Stated task -> All of the lines below are to be transcribed faithfully, with pictures excluded from the copy.

Material supplied ->
>>>
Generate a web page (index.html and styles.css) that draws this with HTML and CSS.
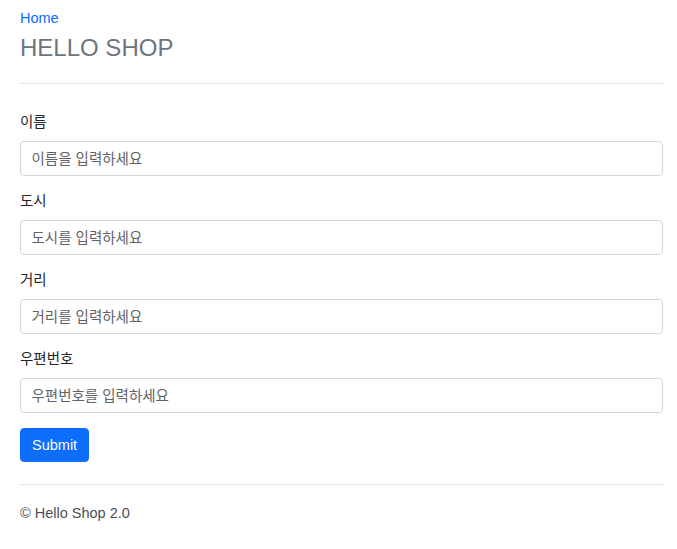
FILE: index.html
```html
<!DOCTYPE html>
<html lang="ko">
<head>
<meta charset="utf-8">
<title>HELLO SHOP</title>
<link rel="stylesheet" href="styles.css">
</head>
<body>
<div class="container">
  <header class="header">
    <a class="home" href="#">Home</a>
    <h1 class="title">HELLO SHOP</h1>
  </header>
  <hr class="divider">
  <form class="form">
    <div class="group">
      <label class="label" for="name">이름</label>
      <input class="input" id="name" type="text" placeholder="이름을 입력하세요">
    </div>
    <div class="group">
      <label class="label" for="city">도시</label>
      <input class="input" id="city" type="text" placeholder="도시를 입력하세요">
    </div>
    <div class="group">
      <label class="label" for="street">거리</label>
      <input class="input" id="street" type="text" placeholder="거리를 입력하세요">
    </div>
    <div class="group">
      <label class="label" for="zip">우편번호</label>
      <input class="input" id="zip" type="text" placeholder="우편번호를 입력하세요">
    </div>
    <button class="btn" type="button">Submit</button>
  </form>
  <hr class="divider footer-divider">
  <footer class="footer">© Hello Shop 2.0</footer>
</div>
</body>
</html>
```

FILE: styles.css
```css
* { box-sizing: border-box; }
html, body { margin: 0; padding: 0; background: #fff; }
body {
  font-family: "Liberation Sans", "Noto Sans CJK KR", Arial, sans-serif;
  font-size: 14.5px;
  line-height: 1.5;
  color: #212529;
}
.container {
  padding: 8px 14px 0 20px;
}
.header { display: flex; flex-direction: column; }
.home {
  color: #0d6efd;
  text-decoration: none;
  font-size: 14.5px;
  line-height: 21px;
}
.title {
  margin: 4px 0 0;
  font-size: 24px;
  font-weight: 400;
  line-height: 29px;
  color: #6c757d;
}
.divider {
  margin: 21px 0 0;
  border: 0;
  border-top: 1px solid #e3e3e3;
  height: 0;
}
.form { margin-top: 28px; display: flex; flex-direction: column; align-items: flex-start; }
.group { display: flex; flex-direction: column; width: 100%; margin-bottom: 15px; }
.label {
  font-size: 14.5px;
  line-height: 21px;
  margin-bottom: 8px;
  color: #212529;
}
.input {
  width: 100%;
  height: 35px;
  padding: 0 10.5px;
  font-family: inherit;
  font-size: 14.5px;
  color: #212529;
  border: 1px solid #d4d7da;
  border-radius: 4px;
  background: #fff;
  outline: none;
}
.input::placeholder { color: #5f6368; opacity: 1; }
.btn {
  height: 34px;
  padding: 0 11px;
  font-family: inherit;
  font-size: 14.5px;
  color: #fff;
  background: #0d6efd;
  border: 1px solid #0d6efd;
  border-radius: 4px;
  cursor: pointer;
}
.footer-divider { margin-top: 22px; }
.footer {
  margin-top: 18px;
  font-size: 14.5px;
  line-height: 21px;
  color: #495057;
}
```
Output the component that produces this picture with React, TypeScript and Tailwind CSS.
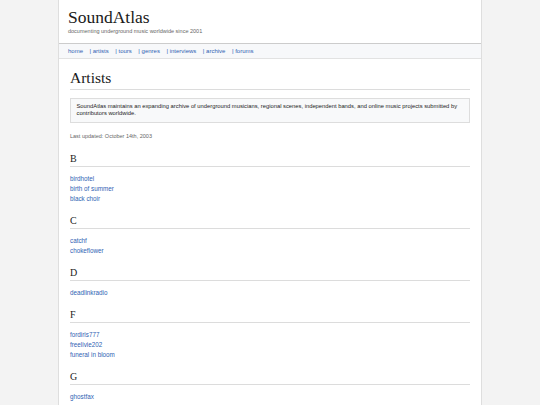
<<<
Answer in full ->
Generate a web page (index.html and styles.css) that draws this with HTML and CSS.
FILE: index.html
```html
<!DOCTYPE html>
<html lang="ko">
<head>
<meta charset="utf-8">
<title>HELLO SHOP</title>
<link rel="stylesheet" href="styles.css">
</head>
<body>
<div class="container">
  <header class="header">
    <a class="home" href="#">Home</a>
    <h1 class="title">HELLO SHOP</h1>
  </header>
  <hr class="divider">
  <form class="form">
    <div class="group">
      <label class="label" for="name">이름</label>
      <input class="input" id="name" type="text" placeholder="이름을 입력하세요">
    </div>
    <div class="group">
      <label class="label" for="city">도시</label>
      <input class="input" id="city" type="text" placeholder="도시를 입력하세요">
    </div>
    <div class="group">
      <label class="label" for="street">거리</label>
      <input class="input" id="street" type="text" placeholder="거리를 입력하세요">
    </div>
    <div class="group">
      <label class="label" for="zip">우편번호</label>
      <input class="input" id="zip" type="text" placeholder="우편번호를 입력하세요">
    </div>
    <button class="btn" type="button">Submit</button>
  </form>
  <hr class="divider footer-divider">
  <footer class="footer">© Hello Shop 2.0</footer>
</div>
</body>
</html>
```

FILE: styles.css
```css
* { box-sizing: border-box; }
html, body { margin: 0; padding: 0; background: #fff; }
body {
  font-family: "Liberation Sans", "Noto Sans CJK KR", Arial, sans-serif;
  font-size: 14.5px;
  line-height: 1.5;
  color: #212529;
}
.container {
  padding: 8px 14px 0 20px;
}
.header { display: flex; flex-direction: column; }
.home {
  color: #0d6efd;
  text-decoration: none;
  font-size: 14.5px;
  line-height: 21px;
}
.title {
  margin: 4px 0 0;
  font-size: 24px;
  font-weight: 400;
  line-height: 29px;
  color: #6c757d;
}
.divider {
  margin: 21px 0 0;
  border: 0;
  border-top: 1px solid #e3e3e3;
  height: 0;
}
.form { margin-top: 28px; display: flex; flex-direction: column; align-items: flex-start; }
.group { display: flex; flex-direction: column; width: 100%; margin-bottom: 15px; }
.label {
  font-size: 14.5px;
  line-height: 21px;
  margin-bottom: 8px;
  color: #212529;
}
.input {
  width: 100%;
  height: 35px;
  padding: 0 10.5px;
  font-family: inherit;
  font-size: 14.5px;
  color: #212529;
  border: 1px solid #d4d7da;
  border-radius: 4px;
  background: #fff;
  outline: none;
}
.input::placeholder { color: #5f6368; opacity: 1; }
.btn {
  height: 34px;
  padding: 0 11px;
  font-family: inherit;
  font-size: 14.5px;
  color: #fff;
  background: #0d6efd;
  border: 1px solid #0d6efd;
  border-radius: 4px;
  cursor: pointer;
}
.footer-divider { margin-top: 22px; }
.footer {
  margin-top: 18px;
  font-size: 14.5px;
  line-height: 21px;
  color: #495057;
}
```
Output the component that produces this picture with React, TypeScript and Tailwind CSS.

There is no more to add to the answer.